Aim: List each line holding the string "React".

-- Information supplied start --

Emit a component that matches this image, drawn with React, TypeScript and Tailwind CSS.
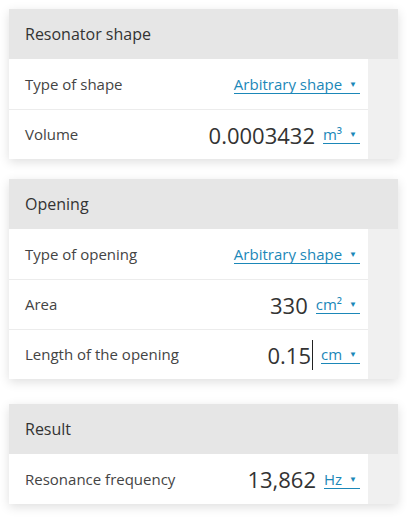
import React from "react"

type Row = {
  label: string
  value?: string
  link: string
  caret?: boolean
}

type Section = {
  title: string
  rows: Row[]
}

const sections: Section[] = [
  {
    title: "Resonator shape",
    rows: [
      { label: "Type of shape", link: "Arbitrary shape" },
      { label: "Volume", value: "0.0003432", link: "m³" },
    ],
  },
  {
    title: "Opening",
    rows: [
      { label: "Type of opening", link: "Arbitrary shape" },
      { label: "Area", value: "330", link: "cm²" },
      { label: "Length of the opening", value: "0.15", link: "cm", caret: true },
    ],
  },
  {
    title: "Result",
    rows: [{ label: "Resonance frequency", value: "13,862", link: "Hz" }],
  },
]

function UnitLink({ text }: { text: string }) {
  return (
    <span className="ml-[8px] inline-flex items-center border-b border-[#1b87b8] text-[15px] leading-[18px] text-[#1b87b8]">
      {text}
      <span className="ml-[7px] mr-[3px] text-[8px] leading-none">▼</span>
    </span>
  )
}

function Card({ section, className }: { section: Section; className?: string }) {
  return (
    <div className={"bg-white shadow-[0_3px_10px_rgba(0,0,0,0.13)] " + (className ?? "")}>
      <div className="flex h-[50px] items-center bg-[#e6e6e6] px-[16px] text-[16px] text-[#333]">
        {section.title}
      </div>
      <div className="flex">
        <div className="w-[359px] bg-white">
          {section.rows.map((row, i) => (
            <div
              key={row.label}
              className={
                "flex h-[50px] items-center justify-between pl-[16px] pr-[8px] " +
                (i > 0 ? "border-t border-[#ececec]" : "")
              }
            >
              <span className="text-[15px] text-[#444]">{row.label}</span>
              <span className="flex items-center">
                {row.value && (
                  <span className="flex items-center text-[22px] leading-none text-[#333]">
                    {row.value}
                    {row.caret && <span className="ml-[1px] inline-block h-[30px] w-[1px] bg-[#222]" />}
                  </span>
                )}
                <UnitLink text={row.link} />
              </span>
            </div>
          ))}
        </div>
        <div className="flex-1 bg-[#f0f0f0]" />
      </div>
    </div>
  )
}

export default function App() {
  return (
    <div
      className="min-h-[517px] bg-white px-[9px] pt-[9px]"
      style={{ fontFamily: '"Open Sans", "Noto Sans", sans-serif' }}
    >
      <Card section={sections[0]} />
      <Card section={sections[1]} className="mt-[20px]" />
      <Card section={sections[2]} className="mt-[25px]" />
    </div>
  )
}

-- Information supplied end --

Task answer:
Emit a component that matches this image, drawn with React, TypeScript and Tailwind CSS.
import React from "react"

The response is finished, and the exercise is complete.